Real Time, Multiple Forecasts: We had an in-depth discussion about having participants make several/multiple forecasts using real time data (e.g. stock market closing prices, GNP and other economic variables, inventories, housing starts, oil and gold prices, even temperatures). We decided against it for mainly practical reasons: so as not to make the competition unnecessarily complex and to keep it open to entrants who are unable to participate full-time. We, therefore, opted to follow the practice of the previous M Competitions for convenience. In parallel, we are looking to run an M5 Competition, potentially in collaboration with Kaggle, to compare the accuracy of forecasting methods on a real time basis using stock market, price, financial, economic and other real life data.
The following remarks are from me [RJH]:
- I prefer “prediction intervals” to “confidence intervals” when describing uncertainty about future values of a time series. There is a difference, and I think it is worth preserving the distinction.
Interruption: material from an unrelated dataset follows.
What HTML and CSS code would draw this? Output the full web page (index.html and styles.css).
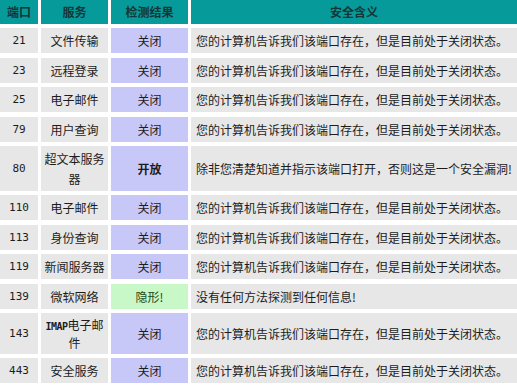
FILE: index.html
```html
<!DOCTYPE html>
<html lang="zh-CN">
<head>
<meta charset="utf-8">
<title>端口检测结果</title>
<link rel="stylesheet" href="styles.css">
</head>
<body>
<div class="ports">
  <div class="hd">端口</div>
  <div class="hd">服务</div>
  <div class="hd">检测结果</div>
  <div class="hd">安全含义</div>

  <div class="c num">21</div><div class="c">文件传输</div><div class="c res closed">关闭</div><div class="c msg">您的计算机告诉我们该端口存在，但是目前处于关闭状态。</div>
  <div class="c num">23</div><div class="c">远程登录</div><div class="c res closed">关闭</div><div class="c msg">您的计算机告诉我们该端口存在，但是目前处于关闭状态。</div>
  <div class="c num">25</div><div class="c">电子邮件</div><div class="c res closed">关闭</div><div class="c msg">您的计算机告诉我们该端口存在，但是目前处于关闭状态。</div>
  <div class="c num">79</div><div class="c">用户查询</div><div class="c res closed">关闭</div><div class="c msg">您的计算机告诉我们该端口存在，但是目前处于关闭状态。</div>
  <div class="c num">80</div><div class="c"><span class="svc"><span class="line">超文本服务</span><br>器</span></div><div class="c res closed open">开放</div><div class="c msg">除非您清楚知道并指示该端口打开，否则这是一个安全漏洞!</div>
  <div class="c num">110</div><div class="c">电子邮件</div><div class="c res closed">关闭</div><div class="c msg">您的计算机告诉我们该端口存在，但是目前处于关闭状态。</div>
  <div class="c num">113</div><div class="c">身份查询</div><div class="c res closed">关闭</div><div class="c msg">您的计算机告诉我们该端口存在，但是目前处于关闭状态。</div>
  <div class="c num">119</div><div class="c">新闻服务器</div><div class="c res closed">关闭</div><div class="c msg">您的计算机告诉我们该端口存在，但是目前处于关闭状态。</div>
  <div class="c num">139</div><div class="c">微软网络</div><div class="c res stealth">隐形!</div><div class="c msg">没有任何方法探测到任何信息!</div>
  <div class="c num">143</div><div class="c tight"><span class="svc"><span class="line"><span class="imap">IMAP</span>电子邮</span><br>件</span></div><div class="c res closed">关闭</div><div class="c msg">您的计算机告诉我们该端口存在，但是目前处于关闭状态。</div>
  <div class="c num">443</div><div class="c">安全服务</div><div class="c res closed">关闭</div><div class="c msg">您的计算机告诉我们该端口存在，但是目前处于关闭状态。</div>
</div>
</body>
</html>
```

FILE: styles.css
```css
html, body {
  margin: 0;
  padding: 0;
  background: #ffffff;
}

body {
  font-family: "Noto Sans CJK SC", "DejaVu Sans", sans-serif;
  font-size: 12px;
  color: #1c1c1c;
  overflow: hidden;
}

.ports {
  display: grid;
  grid-template-columns: 38px 67px 77px 1fr;
  gap: 4.4px 3px;
  width: 517px;
}

.hd {
  background: #079a9a;
  color: #143636;
  font-weight: bold;
  text-align: center;
  height: 24px;
  line-height: 24px;
}

.c {
  background: #e7e7e7;
  display: flex;
  align-items: center;
  justify-content: center;
  text-align: center;
  line-height: 20px;
  padding: 3px 2px 2px;
  min-height: 20px;
}

.c.tight {
  line-height: 18px;
}

.svc .line {
  white-space: nowrap;
}

.num {
  font-family: "DejaVu Sans Mono", monospace;
  font-size: 11px;
}

.res.closed {
  background: #c8c8f8;
}

.res.open {
  font-weight: bold;
}

.res.stealth {
  background: #c8f8c8;
  color: #1c4c1c;
}

.msg {
  justify-content: flex-start;
  text-align: left;
  padding-left: 5px;
}

.imap {
  font-family: "DejaVu Sans Mono", monospace;
  font-weight: bold;
  font-size: 10px;
  line-height: 10px;
  letter-spacing: -0.5px;
}
```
See this blog post for further discussion on this point.
- While statements of uncertainty are not common in the machine learning community, it is possible to produce prediction intervals as I explained in my post on prediction intervals for NNETAR models.
- Exponential smoothing can produce prediction intervals as a result of the innovations state space modelling framework. See my Springer book for an in-depth treatment, or my textbook with George Athanasopoulos for a simpler explanation.
- I look forward to the M5 competition with a more Kaggle-like approach!